*Task requirements*
Print the listing in its entirety and exactly, leaving out images.
────
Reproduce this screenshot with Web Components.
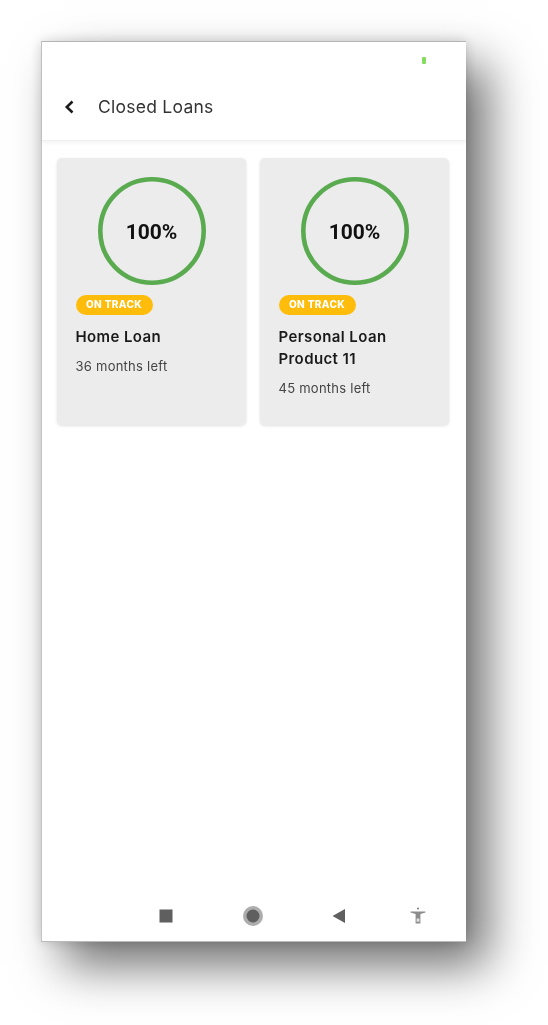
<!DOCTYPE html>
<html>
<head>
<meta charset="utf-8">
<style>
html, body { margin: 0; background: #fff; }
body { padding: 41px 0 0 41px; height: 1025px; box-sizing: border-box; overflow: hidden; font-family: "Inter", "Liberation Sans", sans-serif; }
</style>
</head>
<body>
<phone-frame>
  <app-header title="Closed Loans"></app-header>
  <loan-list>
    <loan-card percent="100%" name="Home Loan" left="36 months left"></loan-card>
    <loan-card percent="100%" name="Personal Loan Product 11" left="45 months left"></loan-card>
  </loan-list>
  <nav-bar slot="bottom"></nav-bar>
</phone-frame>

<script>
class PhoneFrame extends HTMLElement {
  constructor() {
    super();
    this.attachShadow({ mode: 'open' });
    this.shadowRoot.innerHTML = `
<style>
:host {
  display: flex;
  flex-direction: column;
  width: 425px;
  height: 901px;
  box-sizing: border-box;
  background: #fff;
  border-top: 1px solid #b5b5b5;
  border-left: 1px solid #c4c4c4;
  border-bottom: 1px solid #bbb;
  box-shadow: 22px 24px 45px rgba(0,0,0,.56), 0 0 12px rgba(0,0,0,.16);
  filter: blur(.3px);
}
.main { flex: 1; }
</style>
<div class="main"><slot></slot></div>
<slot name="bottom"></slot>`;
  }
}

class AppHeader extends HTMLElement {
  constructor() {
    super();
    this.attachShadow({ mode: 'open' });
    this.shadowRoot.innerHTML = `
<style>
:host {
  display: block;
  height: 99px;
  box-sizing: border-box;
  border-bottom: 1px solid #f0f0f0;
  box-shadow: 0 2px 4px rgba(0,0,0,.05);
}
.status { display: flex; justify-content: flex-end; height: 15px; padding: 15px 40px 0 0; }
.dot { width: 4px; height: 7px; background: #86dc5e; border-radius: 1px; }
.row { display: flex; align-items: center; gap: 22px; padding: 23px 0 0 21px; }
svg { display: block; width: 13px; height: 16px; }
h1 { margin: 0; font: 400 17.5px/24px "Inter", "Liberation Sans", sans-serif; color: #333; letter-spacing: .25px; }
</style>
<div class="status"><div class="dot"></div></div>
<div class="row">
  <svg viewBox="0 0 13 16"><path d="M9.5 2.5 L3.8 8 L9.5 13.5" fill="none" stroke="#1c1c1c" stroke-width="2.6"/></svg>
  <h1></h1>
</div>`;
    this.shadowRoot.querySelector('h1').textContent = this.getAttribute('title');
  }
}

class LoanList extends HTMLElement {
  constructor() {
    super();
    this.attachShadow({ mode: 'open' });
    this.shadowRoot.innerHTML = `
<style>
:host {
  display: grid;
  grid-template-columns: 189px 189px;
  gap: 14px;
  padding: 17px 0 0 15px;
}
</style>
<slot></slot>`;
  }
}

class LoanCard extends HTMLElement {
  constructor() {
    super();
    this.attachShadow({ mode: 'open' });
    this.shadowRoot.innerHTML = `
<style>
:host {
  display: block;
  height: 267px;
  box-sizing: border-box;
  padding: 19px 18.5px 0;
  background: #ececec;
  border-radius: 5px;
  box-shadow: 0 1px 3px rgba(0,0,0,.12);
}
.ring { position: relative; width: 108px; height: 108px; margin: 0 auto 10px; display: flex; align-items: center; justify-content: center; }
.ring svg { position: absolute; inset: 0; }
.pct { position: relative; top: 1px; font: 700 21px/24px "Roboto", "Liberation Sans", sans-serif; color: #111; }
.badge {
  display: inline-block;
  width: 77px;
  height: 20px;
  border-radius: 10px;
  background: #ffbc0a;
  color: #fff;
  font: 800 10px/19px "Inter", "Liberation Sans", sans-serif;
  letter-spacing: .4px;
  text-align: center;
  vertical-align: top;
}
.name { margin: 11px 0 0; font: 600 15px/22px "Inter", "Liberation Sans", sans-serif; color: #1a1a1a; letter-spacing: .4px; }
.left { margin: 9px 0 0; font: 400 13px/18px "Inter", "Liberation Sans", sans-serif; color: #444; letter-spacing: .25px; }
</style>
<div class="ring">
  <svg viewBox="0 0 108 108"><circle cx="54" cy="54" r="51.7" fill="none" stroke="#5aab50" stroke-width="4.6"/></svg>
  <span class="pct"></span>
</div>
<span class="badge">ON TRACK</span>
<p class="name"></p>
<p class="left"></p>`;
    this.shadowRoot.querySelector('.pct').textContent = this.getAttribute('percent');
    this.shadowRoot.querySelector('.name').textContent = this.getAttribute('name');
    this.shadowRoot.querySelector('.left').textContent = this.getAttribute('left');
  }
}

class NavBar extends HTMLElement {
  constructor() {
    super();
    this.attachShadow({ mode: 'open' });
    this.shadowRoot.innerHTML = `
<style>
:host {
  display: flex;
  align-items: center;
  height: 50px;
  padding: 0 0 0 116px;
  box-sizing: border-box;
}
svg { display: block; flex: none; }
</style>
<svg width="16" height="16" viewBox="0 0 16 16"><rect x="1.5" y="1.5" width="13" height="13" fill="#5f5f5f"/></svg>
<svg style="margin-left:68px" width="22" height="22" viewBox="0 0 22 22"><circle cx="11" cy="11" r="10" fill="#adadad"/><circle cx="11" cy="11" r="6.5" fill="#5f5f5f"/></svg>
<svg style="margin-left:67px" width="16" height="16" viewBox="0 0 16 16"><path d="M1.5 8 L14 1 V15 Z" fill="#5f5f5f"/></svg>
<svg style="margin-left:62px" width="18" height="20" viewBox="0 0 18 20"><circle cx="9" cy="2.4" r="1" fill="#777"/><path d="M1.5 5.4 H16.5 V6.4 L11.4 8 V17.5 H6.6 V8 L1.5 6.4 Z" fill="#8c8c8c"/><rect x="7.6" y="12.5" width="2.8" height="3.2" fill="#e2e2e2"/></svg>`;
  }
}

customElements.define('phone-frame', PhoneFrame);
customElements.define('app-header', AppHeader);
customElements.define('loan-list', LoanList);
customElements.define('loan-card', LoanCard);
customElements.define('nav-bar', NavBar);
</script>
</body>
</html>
────
*Complete output*
Reproduce this screenshot with Web Components.
<!DOCTYPE html>
<html>
<head>
<meta charset="utf-8">
<style>
html, body { margin: 0; background: #fff; }
body { padding: 41px 0 0 41px; height: 1025px; box-sizing: border-box; overflow: hidden; font-family: "Inter", "Liberation Sans", sans-serif; }
</style>
</head>
<body>
<phone-frame>
  <app-header title="Closed Loans"></app-header>
  <loan-list>
    <loan-card percent="100%" name="Home Loan" left="36 months left"></loan-card>
    <loan-card percent="100%" name="Personal Loan Product 11" left="45 months left"></loan-card>
  </loan-list>
  <nav-bar slot="bottom"></nav-bar>
</phone-frame>

<script>
class PhoneFrame extends HTMLElement {
  constructor() {
    super();
    this.attachShadow({ mode: 'open' });
    this.shadowRoot.innerHTML = `
<style>
:host {
  display: flex;
  flex-direction: column;
  width: 425px;
  height: 901px;
  box-sizing: border-box;
  background: #fff;
  border-top: 1px solid #b5b5b5;
  border-left: 1px solid #c4c4c4;
  border-bottom: 1px solid #bbb;
  box-shadow: 22px 24px 45px rgba(0,0,0,.56), 0 0 12px rgba(0,0,0,.16);
  filter: blur(.3px);
}
.main { flex: 1; }
</style>
<div class="main"><slot></slot></div>
<slot name="bottom"></slot>`;
  }
}

class AppHeader extends HTMLElement {
  constructor() {
    super();
    this.attachShadow({ mode: 'open' });
    this.shadowRoot.innerHTML = `
<style>
:host {
  display: block;
  height: 99px;
  box-sizing: border-box;
  border-bottom: 1px solid #f0f0f0;
  box-shadow: 0 2px 4px rgba(0,0,0,.05);
}
.status { display: flex; justify-content: flex-end; height: 15px; padding: 15px 40px 0 0; }
.dot { width: 4px; height: 7px; background: #86dc5e; border-radius: 1px; }
.row { display: flex; align-items: center; gap: 22px; padding: 23px 0 0 21px; }
svg { display: block; width: 13px; height: 16px; }
h1 { margin: 0; font: 400 17.5px/24px "Inter", "Liberation Sans", sans-serif; color: #333; letter-spacing: .25px; }
</style>
<div class="status"><div class="dot"></div></div>
<div class="row">
  <svg viewBox="0 0 13 16"><path d="M9.5 2.5 L3.8 8 L9.5 13.5" fill="none" stroke="#1c1c1c" stroke-width="2.6"/></svg>
  <h1></h1>
</div>`;
    this.shadowRoot.querySelector('h1').textContent = this.getAttribute('title');
  }
}

class LoanList extends HTMLElement {
  constructor() {
    super();
    this.attachShadow({ mode: 'open' });
    this.shadowRoot.innerHTML = `
<style>
:host {
  display: grid;
  grid-template-columns: 189px 189px;
  gap: 14px;
  padding: 17px 0 0 15px;
}
</style>
<slot></slot>`;
  }
}

class LoanCard extends HTMLElement {
  constructor() {
    super();
    this.attachShadow({ mode: 'open' });
    this.shadowRoot.innerHTML = `
<style>
:host {
  display: block;
  height: 267px;
  box-sizing: border-box;
  padding: 19px 18.5px 0;
  background: #ececec;
  border-radius: 5px;
  box-shadow: 0 1px 3px rgba(0,0,0,.12);
}
.ring { position: relative; width: 108px; height: 108px; margin: 0 auto 10px; display: flex; align-items: center; justify-content: center; }
.ring svg { position: absolute; inset: 0; }
.pct { position: relative; top: 1px; font: 700 21px/24px "Roboto", "Liberation Sans", sans-serif; color: #111; }
.badge {
  display: inline-block;
  width: 77px;
  height: 20px;
  border-radius: 10px;
  background: #ffbc0a;
  color: #fff;
  font: 800 10px/19px "Inter", "Liberation Sans", sans-serif;
  letter-spacing: .4px;
  text-align: center;
  vertical-align: top;
}
.name { margin: 11px 0 0; font: 600 15px/22px "Inter", "Liberation Sans", sans-serif; color: #1a1a1a; letter-spacing: .4px; }
.left { margin: 9px 0 0; font: 400 13px/18px "Inter", "Liberation Sans", sans-serif; color: #444; letter-spacing: .25px; }
</style>
<div class="ring">
  <svg viewBox="0 0 108 108"><circle cx="54" cy="54" r="51.7" fill="none" stroke="#5aab50" stroke-width="4.6"/></svg>
  <span class="pct"></span>
</div>
<span class="badge">ON TRACK</span>
<p class="name"></p>
<p class="left"></p>`;
    this.shadowRoot.querySelector('.pct').textContent = this.getAttribute('percent');
    this.shadowRoot.querySelector('.name').textContent = this.getAttribute('name');
    this.shadowRoot.querySelector('.left').textContent = this.getAttribute('left');
  }
}

class NavBar extends HTMLElement {
  constructor() {
    super();
    this.attachShadow({ mode: 'open' });
    this.shadowRoot.innerHTML = `
<style>
:host {
  display: flex;
  align-items: center;
  height: 50px;
  padding: 0 0 0 116px;
  box-sizing: border-box;
}
svg { display: block; flex: none; }
</style>
<svg width="16" height="16" viewBox="0 0 16 16"><rect x="1.5" y="1.5" width="13" height="13" fill="#5f5f5f"/></svg>
<svg style="margin-left:68px" width="22" height="22" viewBox="0 0 22 22"><circle cx="11" cy="11" r="10" fill="#adadad"/><circle cx="11" cy="11" r="6.5" fill="#5f5f5f"/></svg>
<svg style="margin-left:67px" width="16" height="16" viewBox="0 0 16 16"><path d="M1.5 8 L14 1 V15 Z" fill="#5f5f5f"/></svg>
<svg style="margin-left:62px" width="18" height="20" viewBox="0 0 18 20"><circle cx="9" cy="2.4" r="1" fill="#777"/><path d="M1.5 5.4 H16.5 V6.4 L11.4 8 V17.5 H6.6 V8 L1.5 6.4 Z" fill="#8c8c8c"/><rect x="7.6" y="12.5" width="2.8" height="3.2" fill="#e2e2e2"/></svg>`;
  }
}

customElements.define('phone-frame', PhoneFrame);
customElements.define('app-header', AppHeader);
customElements.define('loan-list', LoanList);
customElements.define('loan-card', LoanCard);
customElements.define('nav-bar', NavBar);
</script>
</body>
</html>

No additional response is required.